The Perils of Assisted Reproductive Technology #4

S.F. woman who sought to have embryos preserved loses legal case

A judge ruled Wednesday that the frozen embryos of a divorced San Francisco couple must be thawed and destroyed despite the ex-wife’s desire — over her former husband’s objections — to use them to become pregnant.

The decision by Superior Court Judge Anne-Christine Massullo clarifies in an era of emerging reproductive technologies what happens to frozen embryos in California when one person in a dispute wants them and the other one doesn’t. The judge said that directives signed by the couple agreeing that the embryos be “thawed and discarded” in the event of a divorce must be respected.
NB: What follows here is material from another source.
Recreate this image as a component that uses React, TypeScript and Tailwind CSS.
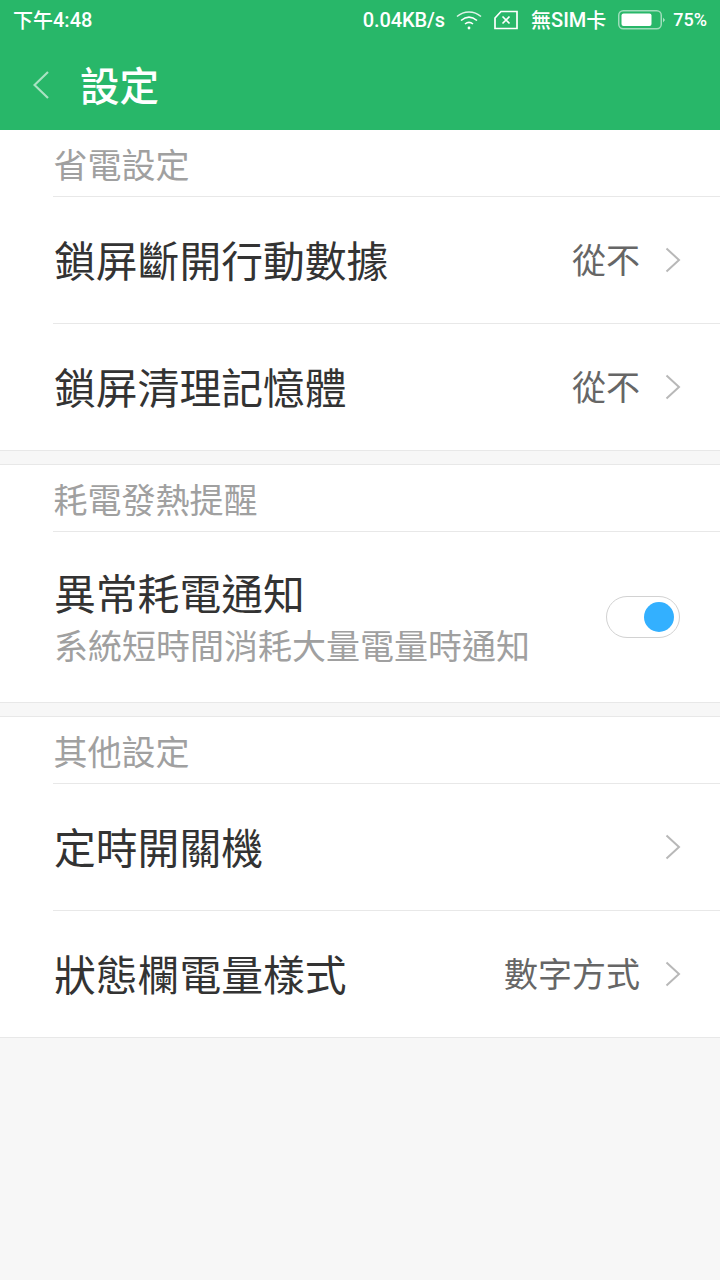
import React from "react";

const cjk = { fontFamily: '"Noto Sans CJK TC", "Noto Sans CJK SC", Roboto, sans-serif' };

const Chevron = () => (
  <svg width="16" height="26" viewBox="0 0 16 26" fill="none" className="ml-[25px] shrink-0 -mt-[1px]">
    <path d="M1.5 1.5 L14 13 L1.5 24.5" stroke="#b8b8b8" strokeWidth="2" />
  </svg>
);

const Row = ({ title, value, last }: { title: string; value?: string; last?: boolean }) => (
  <div className="ml-[53px]">
    <div
      className={`flex items-center pl-px pr-[39px] ${last ? "h-[126px]" : "h-[127px] border-b border-[#e8e8e8]"}`}
    >
      <div className="flex-1 text-[41.8px] leading-none text-[#333333] -mt-[1px]">{title}</div>
      {value && <div className="text-[34px] leading-none text-[#666666] -mt-[3px]">{value}</div>}
      <Chevron />
    </div>
  </div>
);

const SectionLabel = ({ text }: { text: string }) => (
  <div className="ml-[53px] h-[67px] pt-[1px] flex items-center border-b border-[#e8e8e8]">
    <span className="pl-[0.5px] text-[34px] leading-none text-[#a0a0a0]">{text}</span>
  </div>
);

const StatusBar = () => (
  <div className="h-[40px] flex items-center pl-[13px] pr-[13px] text-white font-medium text-[20px] leading-none">
    <span className="flex-1 flex items-center">
      下午<span style={{ fontFamily: "Roboto" }}>4:48</span>
    </span>
    <span className="tracking-[-0.1px]" style={{ fontFamily: "Roboto" }}>0.04KB/s</span>
    <svg width="26" height="20" viewBox="0 0 26 20" fill="none" stroke="white" strokeWidth="1.6" className="ml-[11px]">
      <path d="M1 6.5 C8 0.5 18 0.5 25 6.5" opacity="0.85" />
      <path d="M5 10.5 C10 6.2 16 6.2 21 10.5" />
      <path d="M9 14 C11.5 12 14.5 12 17 14" />
      <circle cx="13" cy="18" r="1.4" fill="white" stroke="none" />
    </svg>
    <svg width="24" height="20" viewBox="0 0 24 20" fill="none" stroke="white" strokeWidth="1.7" className="ml-[12px] -mt-[1px]">
      <path d="M7 1.5 H23 V18.5 H1 V8 Z" />
      <path d="M8.5 6.5 L15.5 13.5 M15.5 6.5 L8.5 13.5" />
    </svg>
    <span className="ml-[13px] flex items-center">
      無<span style={{ fontFamily: "Roboto" }}>SIM</span>卡
    </span>
    <svg width="47" height="20" viewBox="0 0 47 20" fill="none" className="ml-[12px]">
      <rect x="0.75" y="0.75" width="42.5" height="18" rx="4.5" stroke="white" strokeOpacity="0.55" strokeWidth="1.5" />
      <rect x="3.5" y="3.5" width="30" height="12.5" rx="2" fill="white" />
      <path d="M45 7.5 L47 10 L45 12.5 Z" fill="white" fillOpacity="0.6" />
    </svg>
    <span className="ml-[8px] text-[18px]" style={{ fontFamily: "Roboto" }}>75%</span>
  </div>
);

export default function App() {
  return (
    <div className="w-[720px] h-[1280px] bg-[#f7f7f7] overflow-hidden" style={cjk}>
      <div className="h-[130px] bg-[#28b769]">
        <StatusBar />
        <div className="h-[90px] flex items-center pl-[33px]">
          <svg width="16" height="28" viewBox="0 0 16 28" fill="none">
            <path d="M15 1 L1.5 14 L15 27" stroke="white" strokeOpacity="0.6" strokeWidth="2.2" />
          </svg>
          <div className="ml-[31px] text-[39.5px] leading-none font-medium text-white -mt-[2px]">設定</div>
        </div>
      </div>

      <div className="bg-white border-b border-[#e8e8e8]">
        <SectionLabel text="省電設定" />
        <Row title="鎖屏斷開行動數據" value="從不" />
        <Row title="鎖屏清理記憶體" value="從不" last />
      </div>

      <div className="mt-[13px] bg-white border-y border-[#e8e8e8]">
        <SectionLabel text="耗電發熱提醒" />
        <div className="h-[170px] pl-[54px] pr-[40px] flex items-center">
          <div className="flex-1">
            <div className="text-[41.8px] leading-none text-[#333333]">異常耗電通知</div>
            <div className="text-[34px] leading-none mt-[14px] text-[#a0a0a0]">系統短時間消耗大量電量時通知</div>
          </div>
          <div className="w-[74px] h-[42px] rounded-full border border-[#d2d2d2] bg-white flex items-center justify-end pr-[5px]">
            <div className="w-[30px] h-[30px] rounded-full bg-[#33b0ff]" />
          </div>
        </div>
      </div>

      <div className="mt-[13px] bg-white border-y border-[#e8e8e8]">
        <SectionLabel text="其他設定" />
        <Row title="定時開關機" />
        <Row title="狀態欄電量樣式" value="數字方式" last />
      </div>
    </div>
  );
}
“It is a disturbing consequence of modern biological technology that the fate of the nascent life, which the embryos in this case represent, must be determined in a court by reference to cold legal principles,” Massullo wrote in an 83-page tentative ruling. “However, only an infinitesimally small percentage of the four million frozen embryos currently in storage in the United States are destined to be implanted and brought to life.

“There must be rules to govern the disposition of the rest.”

  • Presumably, a contract between a husband and a wife that said their born children should be killed in the event of a divorce would be unenforceable. Instead of treating embryos as the human beings they are, our law treats them as property. The judge in this case says the directives must be respected. I would be interested to know if there is any legal basis on which a judge could say such directives cannot be respected because they involve the killing of a human being.
  • It is not disturbing that the fate of the embryos must be determined by legal principles, rather, it is disturbing that our legal principles do not provide a right to life for humans at every stage of development. A consistent pro-life position requires opposition to IVF.

Lee’s therapies eradicated the cancer, but her marriage to Findley did not survive. Findley filed for divorce in August 2013. Lee, wanting to take advantage of her last chance to have biological children, brought the matter of the frozen embryos to court, arguing that the agreement they had signed was not binding and violated her right to procreate.

  • Mimi Lee already had children. She successfully procreated.
  • Just imagine a man trying to tell a woman that she can’t have an abortion because he has a right to procreate.
  • Of course we don’t have a right to procreate. You have to be physically able to procreate and have a willing partner.

She testified in court that the agreement was hastily signed and that such directives are not set in stone.

Life and death decisions should not be done hastily. Perhaps the silver lining is that this woman will never be a mother.

Magnus said the courts have been reluctant to enforce parenthood on someone who does not want to be a parent and have put great weight on contractual agreements made in advance. “It’s just hard to imagine any circumstance in this case where the court would have ruled differently than it did,” said Magnus, who directs the Stanford Center for Biomedical Ethics.

The obligatory bioethicist appears. Lee and Findley were already parents. They “forced” parenthood on themselves.

“The fact that material is cryogenically preserved should not give one party the ability to force the other into unwanted parenthood or to have to relinquish their right to their biological child,” Silberberg said in a statement.

Note that embryos are considered nothing more than “material” by Silberberg, who makes the same errors concerning parenthood as Magnus.